What makes parties stressful is when they serve the purpose of proving to others that you’re a good host. The more that you rest in the welcoming arms of God, the less you feel the need to prove anything. Nouwen says that most people are lonely and they try to fulfill their incompleteness through social interactions with others. When we rest in the arms of God, our loneliness becomes solitude, a deep comfort within our own skin that allows us to love others without an anxious neediness.

The way to move from loneliness to solitude is through a life of prayer. Prayer is not something to do because you’re supposed to; it is something to do because God wants to show you how welcome and loved you are. Jesus may have been socially bold enough to invite himself over to a stranger’s house for lunch, but time and time again in the gospels, we see him leaving everyone else to go off by himself and pray. You will never escape your loneliness unless you embrace the solitude of your heavenly Father’s welcoming arms.

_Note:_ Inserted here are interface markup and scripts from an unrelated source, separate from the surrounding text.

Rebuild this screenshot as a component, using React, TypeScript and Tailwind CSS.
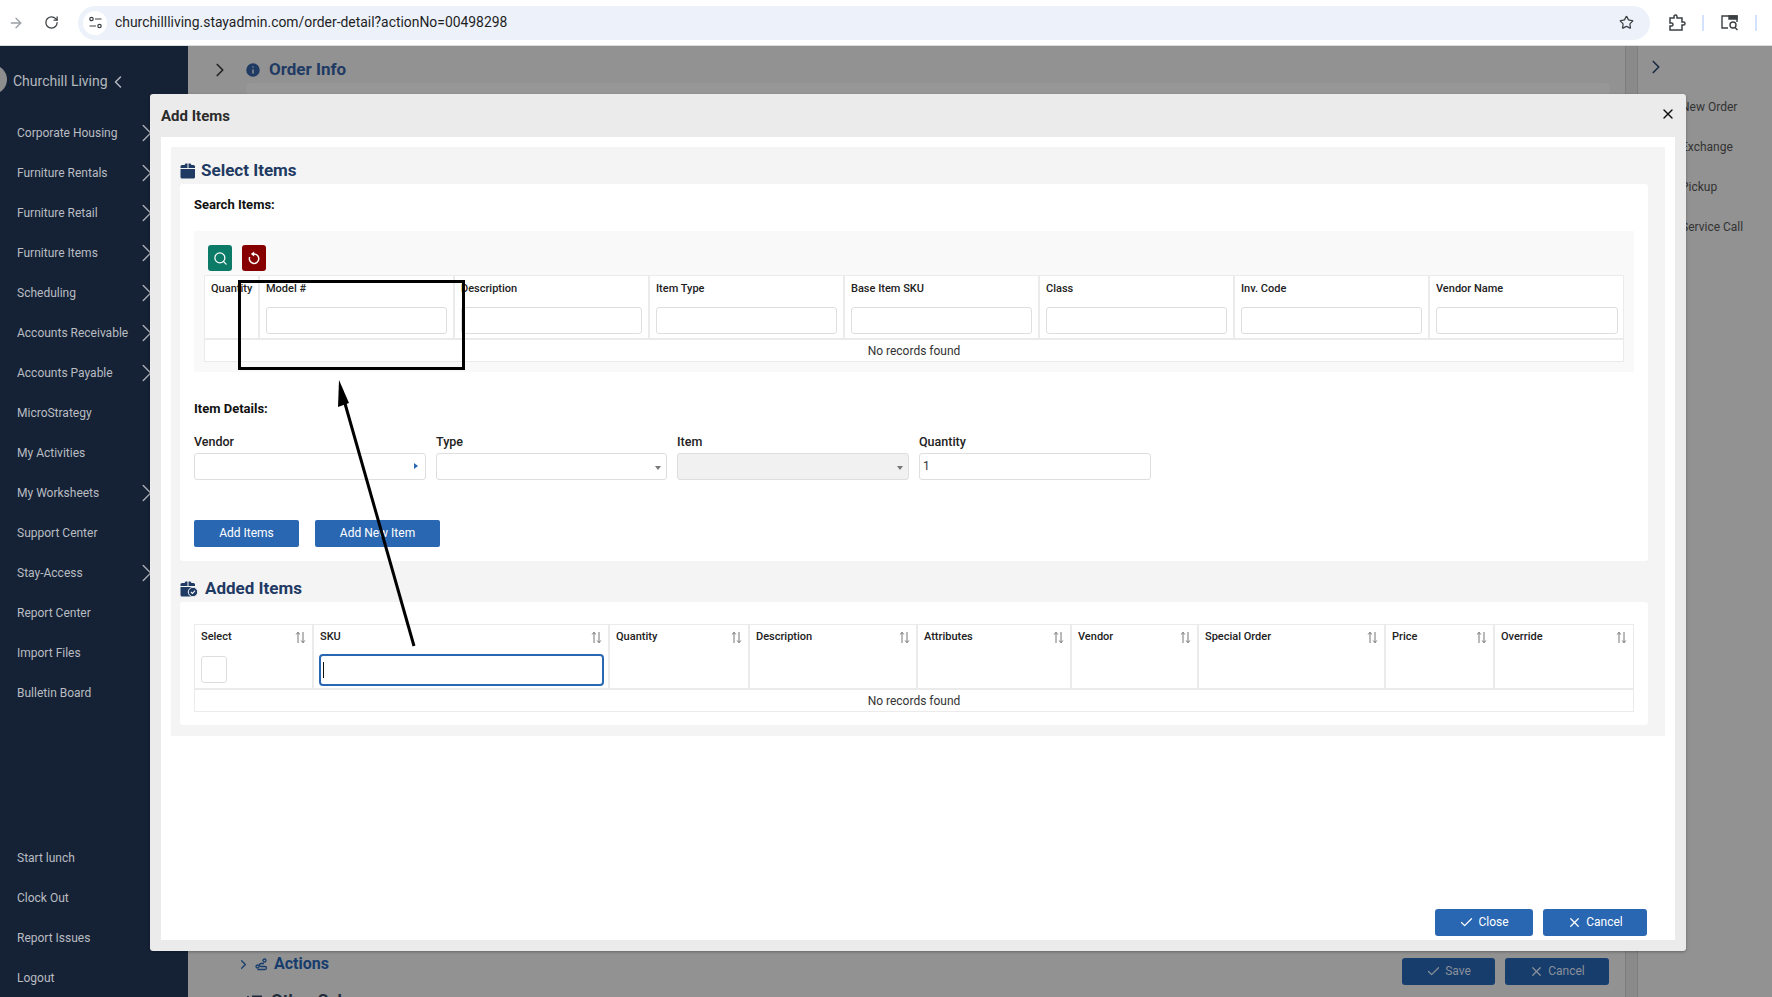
import React from "react";
import { ChevronRight, ChevronLeft, RotateCw, Star, Search, X, Check, ArrowRight, Info } from "lucide-react";

const navTop = ["Corporate Housing", "Furniture Rentals", "Furniture Retail", "Furniture Items", "Scheduling", "Accounts Receivable", "Accounts Payable", "MicroStrategy", "My Activities", "My Worksheets", "Support Center", "Stay-Access", "Report Center", "Import Files", "Bulletin Board"];
const withChevron = new Set(["Corporate Housing", "Furniture Rentals", "Furniture Retail", "Furniture Items", "Scheduling", "Accounts Receivable", "Accounts Payable", "My Worksheets", "Stay-Access"]);
const navBottom = ["Start lunch", "Clock Out", "Report Issues", "Logout"];
const searchCols = ["Model #", "Description", "Item Type", "Base Item SKU", "Class", "Inv. Code", "Vendor Name"];
const addedCols: [string, string][] = [
  ["Select", "w-[119px]"],
  ["SKU", "w-[296px]"],
  ["Quantity", "w-[140px]"],
  ["Description", "w-[168px]"],
  ["Attributes", "w-[154px]"],
  ["Vendor", "w-[127px]"],
  ["Special Order", "w-[187px]"],
  ["Price", "w-[109px]"],
  ["Override", "flex-1"],
];

function SortIcon() {
  return (
    <svg width="11" height="13" viewBox="0 0 11 13" fill="none" stroke="#777" strokeWidth="1">
      <path d="M3 12V1.5M1.2 3.5 3 1.2l1.8 2.3" />
      <path d="M8 1v10.5M6.2 9.5 8 11.8l1.8-2.3" />
    </svg>
  );
}

function BoxIcon({ check }: { check?: boolean }) {
  return (
    <svg width="18" height="16" viewBox="0 0 18 16">
      <path d="M0.5 6h14.500v8a1.500 1.500 0 0 1-1.500 1.500h-11.500a1.500 1.500 0 0 1-1.500-1.500z" fill="#1f3a63" />
      <path d="M0.500 5V3.500A1.500 1.500 0 0 1 2 2h2.500l1-1.500h2V5zM8.500 0.500h2l1 1.500h2a1.500 1.500 0 0 1 1.500 1.500V5H8.500z" fill="#1f3a63" />
      {check && <circle cx="13" cy="11" r="4.700" fill="#1f3a63" stroke="#f4f4f4" strokeWidth="1" />}
      {check && <path d="M11 11l1.500 1.500 2.500-2.800" fill="none" stroke="#fff" strokeWidth="1.100" />}
    </svg>
  );
}

function Field({ label, disabled, arrow, value, width }: { label: string; disabled?: boolean; arrow?: "right" | "down"; value?: string; width: string }) {
  return (
    <div className={width}>
      <div className="h-[21px] text-[12.500px] font-medium text-[#222] leading-[19px]">{label}</div>
      <div className={`h-[27px] rounded-[3px] border border-[#dedede] flex items-center justify-between px-[3px] pb-[1px] text-[12px] text-[#333] ${disabled ? "bg-[#f1f1f1]" : "bg-white"}`}>
        <span>{value}</span>
        {arrow === "right" && <span className="w-0 h-0 mr-[4px] border-y-[3px] border-y-transparent border-l-[4px] border-l-[#2a67b2]" />}
        {arrow === "down" && <span className="w-0 h-0 mr-[2px] mt-[3px] border-x-[3px] border-x-transparent border-t-[4px] border-t-[#777]" />}
      </div>
    </div>
  );
}

export default function App() {
  return (
    <div className="relative w-[1772px] h-[997px] overflow-hidden flex flex-col bg-[#929292] font-['Roboto',sans-serif]">
      {/* Browser bar */}
      <div className="h-[46px] bg-white border-b border-[#dadce0] flex items-center shrink-0">
        <ArrowRight size={16} className="ml-[8px] text-[#9aa0a6]" strokeWidth={2} />
        <RotateCw size={15} className="ml-[20px] text-[#3c4043]" strokeWidth={2} />
        <div className="ml-[19px] w-[1572px] h-[34px] rounded-full bg-[#edf2fa] flex items-center">
          <span className="ml-[5px] w-[24px] h-[24px] rounded-full bg-white flex items-center justify-center">
            <svg width="13" height="13" viewBox="0 0 13 13" fill="none" stroke="#3c4043" strokeWidth="1.200">
              <circle cx="2.500" cy="3" r="1.700" />
              <path d="M6 3h6.500M0.500 10H7" />
              <circle cx="10.500" cy="10" r="1.700" />
            </svg>
          </span>
          <span className="ml-[8px] text-[13.900px] text-[#1f1f1f]">churchillliving.stayadmin.com/order-detail?actionNo=00498298</span>
          <Star size={15} className="ml-auto mr-[16px] text-[#3c4043]" strokeWidth={2} />
        </div>
        <svg className="ml-[18px]" width="18" height="18" viewBox="0 0 18 18" fill="none" stroke="#3c4043" strokeWidth="1.500">
          <path d="M2 4h4V2.500a1.500 1.500 0 0 1 3 0V4h5v4h1.500a1.500 1.500 0 0 1 0 3H14v5H2v-4h1.500a1.500 1.500 0 0 0 0-3H2z" />
        </svg>
        <span className="ml-[16px] w-[2px] h-[16px] bg-[#d3e3fd]" />
        <svg className="ml-[17px]" width="18" height="16" viewBox="0 0 18 16" fill="none" stroke="#3c4043" strokeWidth="1.400">
          <path d="M7 13H1V1h15v6" />
          <path d="M8 1h8v3H8z" fill="#3c4043" />
          <circle cx="12" cy="10" r="3" />
          <path d="M14 12.500l2.500 2.500" />
        </svg>
        <span className="ml-[16px] w-[2px] h-[16px] bg-[#d3e3fd]" />
      </div>

      <div className="flex-1 flex min-h-0">
        {/* Sidebar */}
        <aside className="w-[188px] shrink-0 bg-[#152236] text-[#b9bcc1] flex flex-col justify-between text-[12px]">
          <div>
            <div className="h-[66px] relative flex items-start pt-[26px] pl-[13px] text-[14px] text-[#b4b8bd]">
              <span className="absolute left-[-22px] top-[19px] w-[29px] h-[29px] rounded-full bg-[#8e8e8e]" />
              <span className="leading-[19px]">Churchill Living</span>
              <ChevronLeft size={20} className="text-[#b4b8bd]" strokeWidth={1.800} />
            </div>
            {navTop.map((n) => (
              <div key={n} className="h-[40px] pl-[17px] pt-[2px] flex items-center justify-between">
                <span>{n}</span>
                {withChevron.has(n) && <ChevronRight size={30} strokeWidth={1.200} className="mr-[26px] text-[#a7abb1]" />}
              </div>
            ))}
          </div>
          <div>
            {navBottom.map((n) => (
              <div key={n} className="h-[40px] pl-[17px] pt-[2px] flex items-center">{n}</div>
            ))}
          </div>
        </aside>

        {/* Page behind the dialog */}
        <main className="w-[1437px] shrink-0 relative flex flex-col justify-between">
          <div className="flex items-center pl-[21px] pt-[11px] text-[#222]">
            <ChevronRight size={22} strokeWidth={1.800} />
            <Info size={18} className="ml-[13px] fill-[#1f3a63] text-[#929292]" strokeWidth={2} />
            <span className="ml-[7px] text-[17px] font-bold text-[#1f3a63]">Order Info</span>
          </div>
          <div className="mx-[58px] mb-[12px] flex items-end">
            <div className="ml-[-10px] mb-[-28px] flex flex-col">
              <div className="flex items-center text-[#173d6d] h-[24px]">
                <ChevronRight size={15} />
                <svg className="ml-[4px]" width="13" height="13" viewBox="0 0 13 13" fill="none" stroke="#173d6d" strokeWidth="1.300">
                  <circle cx="2.500" cy="8.500" r="1.500" />
                  <circle cx="9.500" cy="2.500" r="1.500" />
                  <path d="M9 5.500H6a1.500 1.500 0 0 0 0 3h4a1.500 1.500 0 0 1 0 3H2.500" />
                </svg>
                <span className="ml-[6px] text-[16px] font-bold">Actions</span>
              </div>
              <div className="flex items-center h-[24px] mt-[13px] pl-[11px] text-[#1f2a3a]">
                <svg width="15" height="12" viewBox="0 0 15 12" fill="none" stroke="#1f2a3a" strokeWidth="1.800">
                  <path d="M1 1v1M1 6v1M1 11v1M5 1.500h10M5 6.500h10M5 11h10" />
                </svg>
                <span className="ml-[9px] text-[17px] font-bold">Other Sub</span>
              </div>
            </div>
            <div className="ml-auto mr-[-42px] flex gap-[10px]">
              <div className="w-[93px] h-[27px] rounded-[3px] bg-[#173d6d] text-[#8a9099] text-[12px] pb-[1px] flex items-center justify-center gap-[4px]">
                <Check size={15} />Save
              </div>
              <div className="w-[104px] h-[27px] rounded-[3px] bg-[#173d6d] text-[#8a9099] text-[12px] pb-[1px] flex items-center justify-center gap-[4px]">
                <X size={15} />Cancel
              </div>
            </div>
          </div>
          <div className="absolute left-[58px] top-[37px] w-[1364px] h-[20px] bg-[#979797] rounded-t-[4px]" />
        </main>
        <div className="w-[13px] shrink-0 bg-[#8a8a8a] border-x border-[#7d7d7d]" />

        {/* Right actions */}
        <aside className="flex-1 text-[12px] text-[#333] pl-[7px]">
          <ChevronRight size={22} strokeWidth={1.800} className="mt-[10px] text-[#1a2a42]" />
          <div className="mt-[9px] pl-[36px]">
            {["New Order", "Exchange", "Pickup", "Service Call"].map((t) => (
              <div key={t} className="h-[40px] flex items-center whitespace-nowrap">{t}</div>
            ))}
          </div>
        </aside>
      </div>

      {/* Dialog */}
      <div className="absolute left-[150px] top-[94px] w-[1536px] h-[857px] bg-[#ebebeb] rounded-[3px] flex flex-col shadow-[0_1px_3px_rgba(0,0,0,0.3)] text-[#222]">
        <div className="h-[43px] shrink-0 flex items-center justify-between pl-[11px] pr-[10px]">
          <span className="text-[15px] font-bold text-[#2b2b2b] pt-[1px]">Add Items</span>
          <X size={16} className="text-[#111] mb-[4px]" strokeWidth={2} />
        </div>
        <div className="mx-[11px] h-[803px] bg-white pt-[10px] px-[10px] relative">
          <div className="bg-[#f4f4f4] h-[589px] px-[9px]">
            <div className="h-[37px] flex items-center gap-[3px] pt-[10px]">
              <BoxIcon />
              <span className="text-[17px] font-bold text-[#1f3a63]">Select Items</span>
            </div>
            <div className="bg-white h-[377px] w-[1468px] rounded-[3px] px-[14px]">
              <div className="h-[47px] pt-[14px] text-[13px] font-bold text-[#111] leading-[14px]">Search Items:</div>
              <div className="bg-[#f9f9f9] h-[141px] w-[1440px] px-[10px] pt-[14px]">
                <div className="flex gap-[10px] h-[26px] pl-[4px]">
                  <div className="w-[24px] h-[26px] rounded-[3px] bg-[#0b7a66] flex items-center justify-center">
                    <Search size={15} className="text-white" strokeWidth={2} />
                  </div>
                  <div className="w-[24px] h-[26px] rounded-[3px] bg-[#860000] flex items-center justify-center">
                    <svg width="14" height="14" viewBox="0 0 14 14" fill="none" stroke="#fff" strokeWidth="1.500">
                      <path d="M7 3a4.700 4.700 0 1 1-4.300 3" />
                      <path d="M7.200 0.500v5L3.800 3z" fill="#fff" stroke="none" />
                    </svg>
                  </div>
                </div>
                <div className="mt-[4px] w-[1420px] border border-[#ebebeb] bg-white">
                  <div className="flex h-[64px] border-b-2 border-[#ebebeb]">
                    <div className="w-[55px] shrink-0 border-r-2 border-[#ebebeb] pl-[6px] pt-[6px] text-[11px] font-medium leading-[14px]">Quantity</div>
                    {searchCols.map((c, i) => (
                      <div key={c} className={`w-[195px] shrink-0 pl-[6px] pt-[6px] text-[11px] font-medium leading-[14px] ${i < 6 ? "border-r-2 border-[#ebebeb] pr-[6px]" : "pr-[7px]"}`}>
                        <div>{c}</div>
                        <input aria-label={c} className="block mt-[11px] w-full h-[27px] rounded-[3px] border border-[#dedede] bg-white outline-none" />
                      </div>
                    ))}
                  </div>
                  <div className="h-[21px] flex items-center justify-center text-[12px] text-[#333]">No records found</div>
                </div>
              </div>
              <div className="h-[49px] pt-[30px] text-[13px] font-bold text-[#111] leading-[14px]">Item Details:</div>
              <div className="flex gap-[10px] mt-[11px]">
                <Field width="w-[232px]" label="Vendor" arrow="right" />
                <Field width="w-[231px]" label="Type" arrow="down" />
                <Field width="w-[232px]" label="Item" arrow="down" disabled />
                <Field width="w-[232px]" label="Quantity" value="1" />
              </div>
              <div className="flex gap-[16px] mt-[40px]">
                <div className="w-[105px] h-[27px] rounded-[2px] bg-[#2a67b2] text-white text-[12px] pb-[1px] flex items-center justify-center">Add Items</div>
                <div className="w-[125px] h-[27px] rounded-[2px] bg-[#2a67b2] text-white text-[12px] pb-[1px] flex items-center justify-center">Add New Item</div>
              </div>
            </div>
            <div className="h-[41px] flex items-center gap-[7px] pt-[15px]">
              <BoxIcon check />
              <span className="text-[17px] font-bold text-[#1f3a63]">Added Items</span>
            </div>
            <div className="bg-white h-[123px] rounded-[3px] px-[14px] pt-[22px] w-[1468px]">
              <div className="border border-[#ebebeb] w-[1440px]">
                <div className="flex h-[65px] border-b-2 border-[#ebebeb]">
                  {addedCols.map(([c, w], i) => (
                    <div key={c} className={`${w} ${i === 8 ? "" : "shrink-0 border-r-2 border-[#ebebeb]"} ${i === 1 ? "pl-[5px] pr-[4px]" : "px-[6px]"} text-[11px] font-medium`}>
                      <div className={`h-[25px] flex items-center justify-between ${i === 1 ? "pl-[1px] pr-[2px]" : ""}`}>
                        <span>{c}</span>
                        <SortIcon />
                      </div>
                      {i === 0 && <div className="mt-[6px] w-[26px] h-[27px] rounded-[3px] border border-[#dedede] bg-white" />}
                      {i === 1 && (
                        <div className="mt-[4px] h-[32px] rounded-[4px] border-[2.500px] border-[#2a67b2] bg-white flex items-center pl-[2px]">
                          <span className="w-[1px] h-[16px] bg-[#111]" />
                        </div>
                      )}
                    </div>
                  ))}
                </div>
                <div className="h-[21px] flex items-center justify-center text-[12px] text-[#333]">No records found</div>
              </div>
            </div>
          </div>
          <div className="absolute right-[28px] top-[772px] flex gap-[10px]">
            <div className="w-[98px] h-[27px] rounded-[3px] bg-[#2a67b2] text-white text-[12px] pb-[1px] flex items-center justify-center gap-[4px]">
              <Check size={15} />Close
            </div>
            <div className="w-[104px] h-[27px] rounded-[3px] bg-[#2a67b2] text-white text-[12px] pb-[1px] flex items-center justify-center gap-[4px]">
              <X size={15} />Cancel
            </div>
          </div>
        </div>
      </div>

      {/* Annotation drawn over the screenshot */}
      <div className="absolute left-[238px] top-[280px] w-[227px] h-[90px] border-[3px] border-black" />
      <svg className="absolute left-[330px] top-[370px]" width="90" height="280" viewBox="0 0 90 280">
        <path d="M84 276 14 30" stroke="#000" strokeWidth="3" fill="none" />
        <path d="M9 10 19 33 8 37z" fill="#000" />
      </svg>
    </div>
  );
}
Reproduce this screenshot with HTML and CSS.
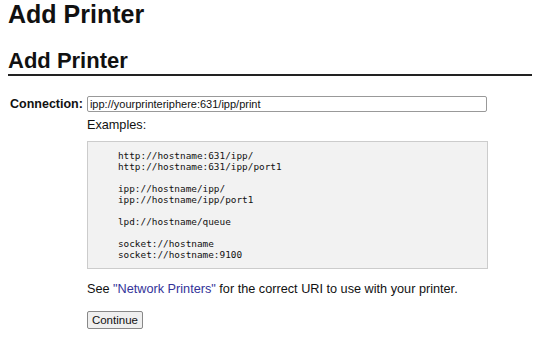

God is inviting himself into your heart because He wants so desperately to welcome you and make you a perfect host. So when you come to our church picnic next weekend or wherever else you have the opportunity to be hospitable, don’t come as the expert power-networking potato salad champion; come in poverty; let your incompleteness allow the space for others to feel at home. And spend some time this week in the sweet solitude of God’s welcome so that you can be moved to the same giddiness that filled Zacchaeus’ heart.